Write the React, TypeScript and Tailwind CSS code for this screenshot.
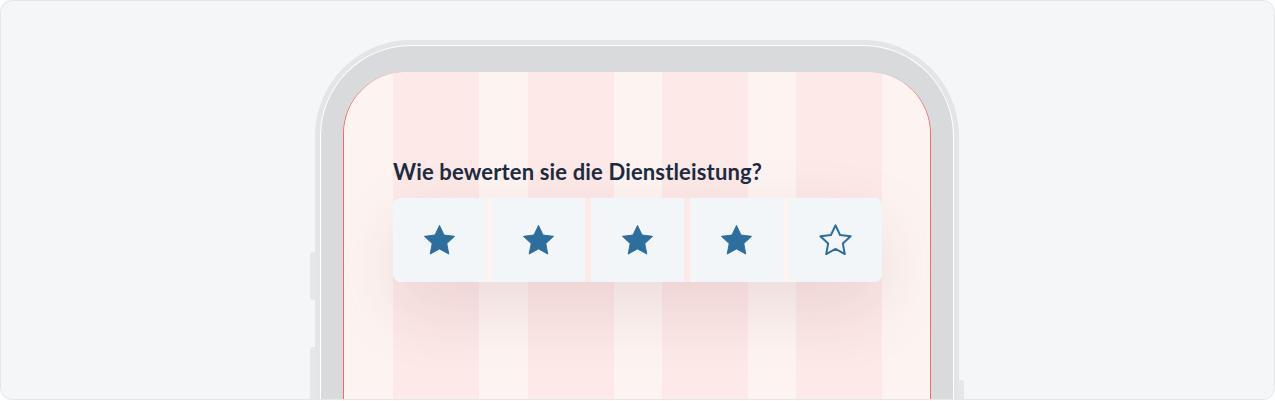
import React from "react";

const stripes = [
  { w: "w-[49px]", c: "bg-[#fdf4f2]" },
  { w: "w-[86px]", c: "bg-[#fce9e8]" },
  { w: "w-[49px]", c: "bg-[#fdf4f2]" },
  { w: "w-[86px]", c: "bg-[#fce9e8]" },
  { w: "w-[48px]", c: "bg-[#fdf4f2]" },
  { w: "w-[86px]", c: "bg-[#fce9e8]" },
  { w: "w-[48px]", c: "bg-[#fdf4f2]" },
  { w: "w-[86px]", c: "bg-[#fce9e8]" },
  { w: "w-[48px]", c: "bg-[#fdf4f2]" },
];

function Star({ filled }: { filled: boolean }) {
  return (
    <svg width="37" height="37" viewBox="0 0 24 24" aria-hidden="true">
      <polygon
        points="12,2.2 14.95,8.45 21.8,9.3 16.75,14 18.05,20.8 12,17.45 5.95,20.8 7.25,14 2.2,9.3 9.05,8.45"
        fill={filled ? "#2d6e9e" : "none"}
        stroke="#2d6e9e"
        strokeWidth={filled ? 0.6 : 1.3}
        strokeLinejoin="round"
      />
    </svg>
  );
}

export default function App() {
  const ratings = [true, true, true, true, false];
  return (
    <div className="w-[1275px] h-[401px] bg-white">
      <div
        className="relative w-[1275px] h-[400px] bg-[#f5f6f8] border border-[#e4e6ea] rounded-[12px] overflow-hidden flex justify-center pt-[39px]"
        style={{ fontFamily: "Lato, 'Noto Sans', sans-serif" }}
      >
        <div className="relative ml-[-1px]">
          {/* side buttons */}
          <div className="absolute left-[-5px] top-[212px] w-[6px] h-[48px] rounded-l-[3px] bg-[#e6e7e8]" />
          <div className="absolute left-[-5px] top-[307px] w-[6px] h-[80px] rounded-l-[3px] bg-[#e6e7e8]" />
          <div className="absolute right-[-5px] top-[340px] w-[6px] h-[60px] rounded-r-[3px] bg-[#e6e7e8]" />
          <div className="w-[644px] h-[400px] rounded-t-[96px] bg-[#e4e5e6] pt-[5px] px-[5px]">
            <div className="h-full rounded-t-[91px] bg-[#d9dadb] border-t border-x border-white pt-[26px] px-[22px]">
              <div className="relative h-full rounded-t-[62px] border-x border-[#f06a6a] overflow-hidden">
                <div className="absolute inset-0 flex">
                  {stripes.map((s, i) => (
                    <div key={i} className={`${s.w} ${s.c} h-full shrink-0`} />
                  ))}
                </div>
                <div className="relative px-[49px] pt-[86px]">
                  <div className="text-[22px] leading-[28px] font-bold text-[#1d2b40] tracking-[0.15px]">
                    Wie bewerten sie die Dienstleistung?
                  </div>
                  <div className="mt-[12px] flex gap-[6px] w-[489px] rounded-[8px] shadow-[0_26px_70px_rgba(110,40,40,0.12)]">
                    {ratings.map((f, i) => (
                      <div
                        key={i}
                        className={`w-[93px] h-[84px] shrink-0 bg-[#f2f6f9] flex items-center justify-center ${
                          i === 0 ? "rounded-l-[8px]" : ""
                        } ${i === 4 ? "rounded-r-[8px]" : ""}`}
                      >
                        <Star filled={f} />
                      </div>
                    ))}
                  </div>
                </div>
              </div>
            </div>
          </div>
        </div>
      </div>
    </div>
  );
}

### WHAT IS EXPECTED
Reproduce every line of the material precisely, omitting its pictures.

### THE RESULT
Write the React, TypeScript and Tailwind CSS code for this screenshot.
import React from "react";

const stripes = [
  { w: "w-[49px]", c: "bg-[#fdf4f2]" },
  { w: "w-[86px]", c: "bg-[#fce9e8]" },
  { w: "w-[49px]", c: "bg-[#fdf4f2]" },
  { w: "w-[86px]", c: "bg-[#fce9e8]" },
  { w: "w-[48px]", c: "bg-[#fdf4f2]" },
  { w: "w-[86px]", c: "bg-[#fce9e8]" },
  { w: "w-[48px]", c: "bg-[#fdf4f2]" },
  { w: "w-[86px]", c: "bg-[#fce9e8]" },
  { w: "w-[48px]", c: "bg-[#fdf4f2]" },
];

function Star({ filled }: { filled: boolean }) {
  return (
    <svg width="37" height="37" viewBox="0 0 24 24" aria-hidden="true">
      <polygon
        points="12,2.2 14.95,8.45 21.8,9.3 16.75,14 18.05,20.8 12,17.45 5.95,20.8 7.25,14 2.2,9.3 9.05,8.45"
        fill={filled ? "#2d6e9e" : "none"}
        stroke="#2d6e9e"
        strokeWidth={filled ? 0.6 : 1.3}
        strokeLinejoin="round"
      />
    </svg>
  );
}

export default function App() {
  const ratings = [true, true, true, true, false];
  return (
    <div className="w-[1275px] h-[401px] bg-white">
      <div
        className="relative w-[1275px] h-[400px] bg-[#f5f6f8] border border-[#e4e6ea] rounded-[12px] overflow-hidden flex justify-center pt-[39px]"
        style={{ fontFamily: "Lato, 'Noto Sans', sans-serif" }}
      >
        <div className="relative ml-[-1px]">
          {/* side buttons */}
          <div className="absolute left-[-5px] top-[212px] w-[6px] h-[48px] rounded-l-[3px] bg-[#e6e7e8]" />
          <div className="absolute left-[-5px] top-[307px] w-[6px] h-[80px] rounded-l-[3px] bg-[#e6e7e8]" />
          <div className="absolute right-[-5px] top-[340px] w-[6px] h-[60px] rounded-r-[3px] bg-[#e6e7e8]" />
          <div className="w-[644px] h-[400px] rounded-t-[96px] bg-[#e4e5e6] pt-[5px] px-[5px]">
            <div className="h-full rounded-t-[91px] bg-[#d9dadb] border-t border-x border-white pt-[26px] px-[22px]">
              <div className="relative h-full rounded-t-[62px] border-x border-[#f06a6a] overflow-hidden">
                <div className="absolute inset-0 flex">
                  {stripes.map((s, i) => (
                    <div key={i} className={`${s.w} ${s.c} h-full shrink-0`} />
                  ))}
                </div>
                <div className="relative px-[49px] pt-[86px]">
                  <div className="text-[22px] leading-[28px] font-bold text-[#1d2b40] tracking-[0.15px]">
                    Wie bewerten sie die Dienstleistung?
                  </div>
                  <div className="mt-[12px] flex gap-[6px] w-[489px] rounded-[8px] shadow-[0_26px_70px_rgba(110,40,40,0.12)]">
                    {ratings.map((f, i) => (
                      <div
                        key={i}
                        className={`w-[93px] h-[84px] shrink-0 bg-[#f2f6f9] flex items-center justify-center ${
                          i === 0 ? "rounded-l-[8px]" : ""
                        } ${i === 4 ? "rounded-r-[8px]" : ""}`}
                      >
                        <Star filled={f} />
                      </div>
                    ))}
                  </div>
                </div>
              </div>
            </div>
          </div>
        </div>
      </div>
    </div>
  );
}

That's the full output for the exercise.